Whether they completely cancel each other out or not depends on if it's a single or a three-phase system.

And you thought electricity was easy........


----------



## ampman (Apr 1, 2009)

480sparky said:


> Single or three phase?


 dors not matter


----------



## 480sparky (Feb 1, 2009)

ampman said:


> dors not matter


Yes it does.

Single phase, there would be 0 amps on the neutral. Two loads on a three-phase would be calculated with this formula:

SqRt[(A²+B²+C²-(A*B)-(A*C)-(B*C)].



Insert 15 into any two, such as A and B, you get

SqRt[(15²+15²+0²-(15*15)-(15*0)-(15*0)].

SrRt[(225+225+0-(225)-(0)-(0)]

SqRt[(450-225)]

SqRt[225] = 15.



The only way to balance the load so there's no current on the neutral is to impress a 15a load on the C phase.

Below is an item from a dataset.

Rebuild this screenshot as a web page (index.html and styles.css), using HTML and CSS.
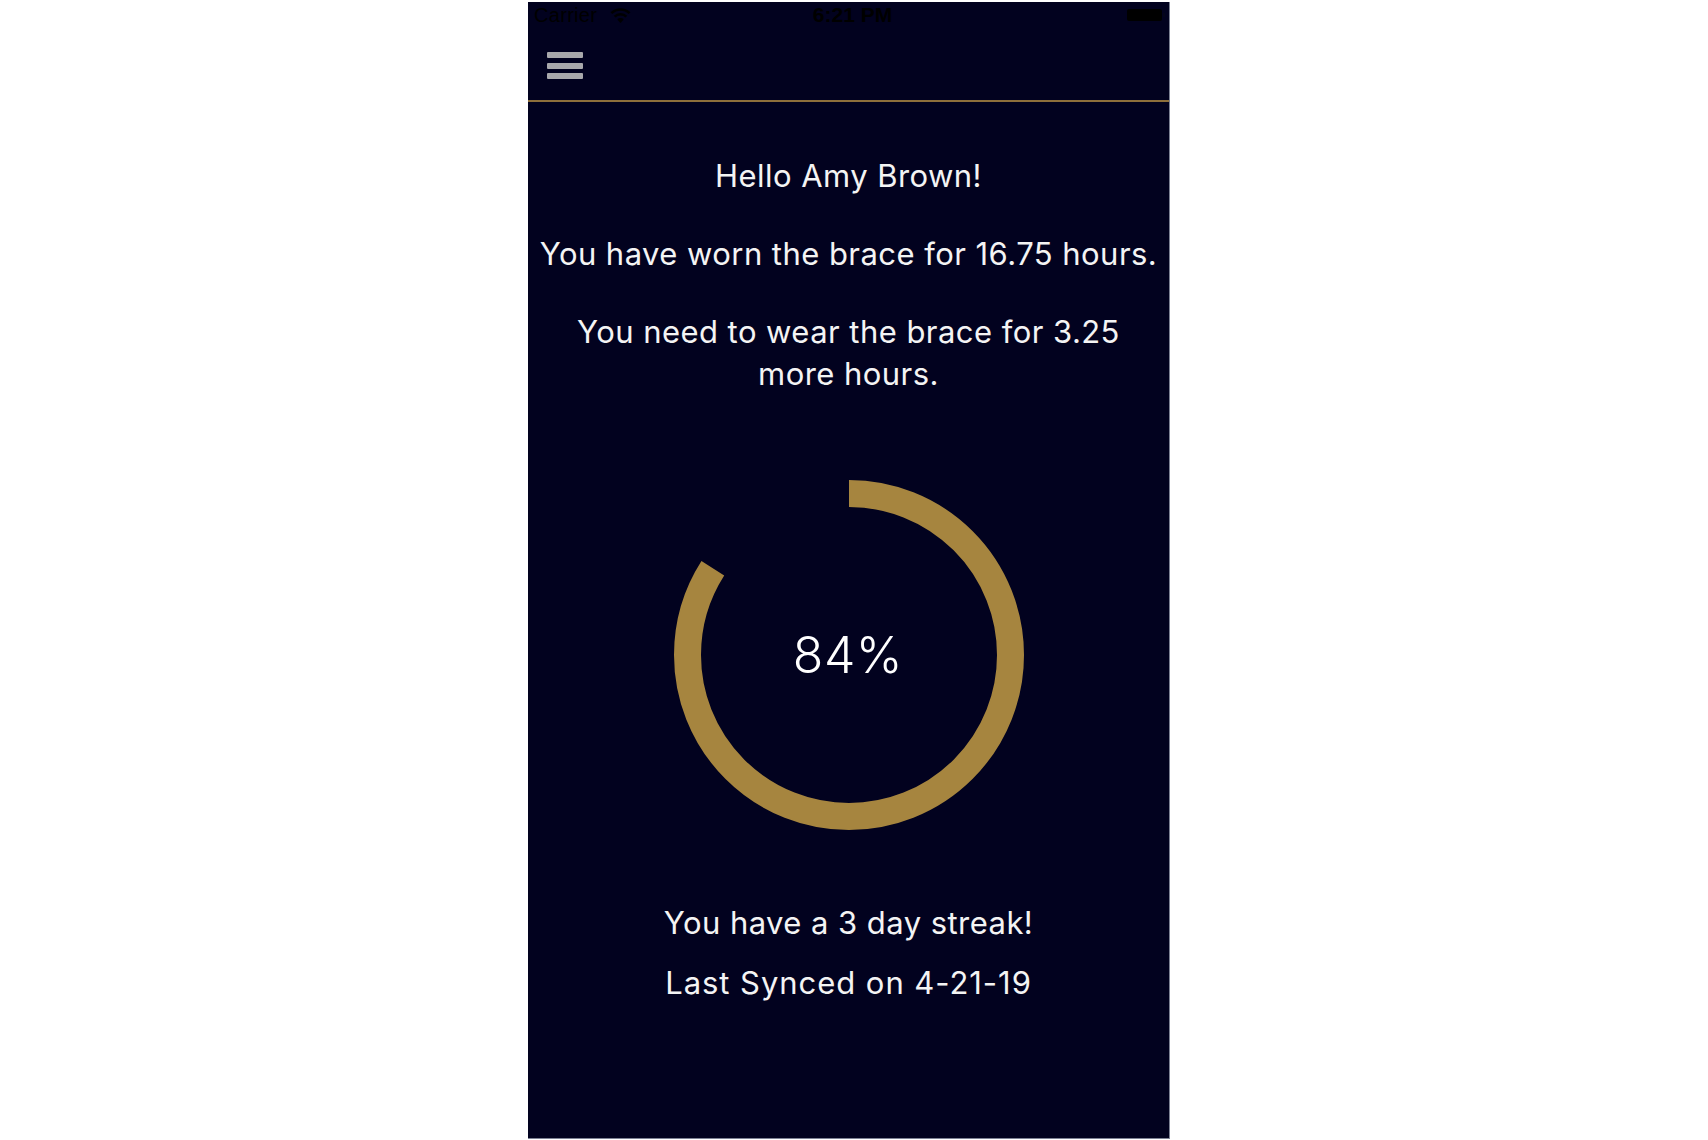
FILE: index.html
```html
<!DOCTYPE html>
<html lang="en">
<head>
<meta charset="utf-8">
<title>Brace Tracker</title>
<link rel="stylesheet" href="styles.css">
</head>
<body>
<div class="phone">
  <div class="statusbar">
    <div class="sb-left">
      <span class="carrier">Carrier</span>
      <svg class="wifi" width="21" height="15" viewBox="0 0 21 15">
        <path d="M10.5 15 L7.3 11.4 A4.6 4.6 0 0 1 13.7 11.4 Z" fill="#000"/>
        <path d="M4.6 8.6 A8.5 8.5 0 0 1 16.4 8.6" stroke="#000" stroke-width="2.4" fill="none"/>
        <path d="M1.4 5.2 A13 13 0 0 1 19.6 5.2" stroke="#000" stroke-width="2.4" fill="none"/>
      </svg>
    </div>
    <div class="time">6:21 PM</div>
    <div class="sb-right">
      <span class="battery"></span><span class="battery-tip"></span>
    </div>
  </div>
  <header class="navbar">
    <div class="hamburger">
      <span></span><span></span><span></span>
    </div>
  </header>
  <main class="content">
    <p class="msg">Hello Amy Brown!</p>
    <p class="msg">You have worn the brace for 16.75 hours.</p>
    <p class="msg">You need to wear the brace for 3.25<br>more hours.</p>
    <div class="ring">
      <svg class="ring-svg" width="350" height="350" viewBox="0 0 350 350">
        <circle cx="175" cy="175" r="161.5" fill="none" stroke="#a6853f" stroke-width="27" stroke-dasharray="852.4 2000" transform="rotate(-90 175 175)"/>
      </svg>
      <div class="percent">84%</div>
    </div>
    <p class="msg streak">You have a 3 day streak!</p>
    <p class="msg synced">Last Synced on 4-21-19</p>
  </main>
</div>
</body>
</html>
```
FILE: styles.css
```css
html, body {
  margin: 0;
  padding: 0;
  background: #ffffff;
}
body {
  padding-top: 2px;
}
.phone {
  margin-left: 528px;
  width: 641px;
  height: 1136px;
  background: #02021f;
  border-right: 1px solid #7d8294;
  border-bottom: 1px solid #7d8294;
  display: flex;
  flex-direction: column;
  font-family: "Inter", "Liberation Sans", sans-serif;
  color: #f4f4f4;
}
.statusbar {
  height: 28px;
  display: grid;
  grid-template-columns: 1fr auto 1fr;
  align-items: center;
  color: #000;
  font-family: "Liberation Sans", Arial, sans-serif;
  font-size: 20px;
  padding: 0 4px 2px 6px;
  box-sizing: border-box;
}
.sb-left {
  display: flex;
  align-items: center;
  gap: 13px;
}
.carrier {
  letter-spacing: 0.3px;
}
.wifi {
  display: block;
}
.time {
  font-weight: bold;
  font-size: 21px;
  padding-left: 6px;
}
.sb-right {
  display: flex;
  justify-content: flex-end;
  align-items: center;
}
.battery {
  display: block;
  width: 35px;
  height: 12px;
  background: #000;
  border-radius: 2px;
}
.battery-tip {
  display: block;
  width: 2px;
  height: 4px;
  margin-left: 1px;
  background: #05051a;
}
.navbar {
  height: 72px;
  box-sizing: border-box;
  padding: 22px 0 0 19px;
  border-bottom: 2px solid #8d6f3b;
}
.hamburger {
  width: 36px;
  display: flex;
  flex-direction: column;
  gap: 4.5px;
}
.hamburger span {
  display: block;
  height: 6px;
  background: #a9a9ab;
  border-radius: 1px;
}
.content {
  padding-top: 53px;
  display: flex;
  flex-direction: column;
  align-items: center;
  text-align: center;
}
.msg {
  margin: 0 0 36px 0;
  font-size: 31px;
  line-height: 42px;
  letter-spacing: 0.45px;
  white-space: nowrap;
}
.ring {
  margin-top: -36px;
  padding-top: 85px;
  display: grid;
  place-items: center;
  margin-bottom: 72px;
  margin-left: 1px;
}
.ring-svg,
.percent {
  grid-area: 1 / 1;
}
.ring-svg {
  display: block;
}
.percent {
  font-size: 50px;
  font-weight: 300;
  letter-spacing: 0.5px;
  color: #ffffff;
  margin-left: -2px;
}
.streak {
  margin-bottom: 18px;
}
.synced {
  margin-bottom: 0;
  letter-spacing: 0.95px;
}
```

Click here for Mike Holts' article on the matter.


----------



## ampman (Apr 1, 2009)

ampman said:


> dors not matter


 instead of saying "does not matter" i should have said "either one"
i have been to many of mike holts classes and i get it(a great instructor)
and by the way electrical is easy


----------



## Magnettica (Dec 19, 2006)

ampman said:


> instead of saying "does not matter" i should have said "either one"
> i have been to many of mike holts classes and i get it(a great instructor)
> and by the way electrical is easy


Shhhhh!


----------



## 480sparky (Feb 1, 2009)

ampman said:


> instead of saying "does not matter" i should have said "either one"
> i have been to many of mike holts classes and i get it(a great instructor)
> and by the way electrical is easy


 The question was:


ampman said:


> i have a question (i already know the answer) on a multiwire branch circuit 2 hots 1 neut. each hot wire load is 15 amps how much is the neut load.


"Either One" would produce two different answers.


----------



## thom (Nov 3, 2006)

480sparky said:


> The question was:
> 
> "Either One" would produce two different answers.



Actually, the question was "is this ok?"

The OP did not ask if there was a difference in load on the neutral wire in a single phase vs a three phase system. 

The only real choices are A) yes, B) no, C) maybe

The OP did not tell us if what code was relevant so the answer to that would need to be included in the three choices.


----------



## ampman (Apr 1, 2009)

480sparky said:


> The question was:
> 
> "Either One" would produce two different answers.[/quote
> "either one" like "does not matter" means to pick one
> i have run across electricians who always think they have to prove themselves


----------



## 480sparky (Feb 1, 2009)

ampman said:


> "either one" like "does not matter" means to pick one
> i have run across electricians who always think they have to prove themselves


You said you knew the answer, and I provided two. Which one did you have in mind?


----------



## ampman (Apr 1, 2009)

480sparky said:


> You said you knew the answer, and I provided two. Which one did you have in mind?


 either one


----------



## 480sparky (Feb 1, 2009)

ampman said:


> either one


Does it matter?


----------



## ampman (Apr 1, 2009)

thom said:


> Actually, the question was "is this ok?"
> 
> The OP did not ask if there was a difference in load on the neutral wire in a single phase vs a three phase system.
> 
> ...


 i am new to posting on websites not new to electrical contracting and i think i highjacked this thread with my question not the first time i hade to stand in the corner


----------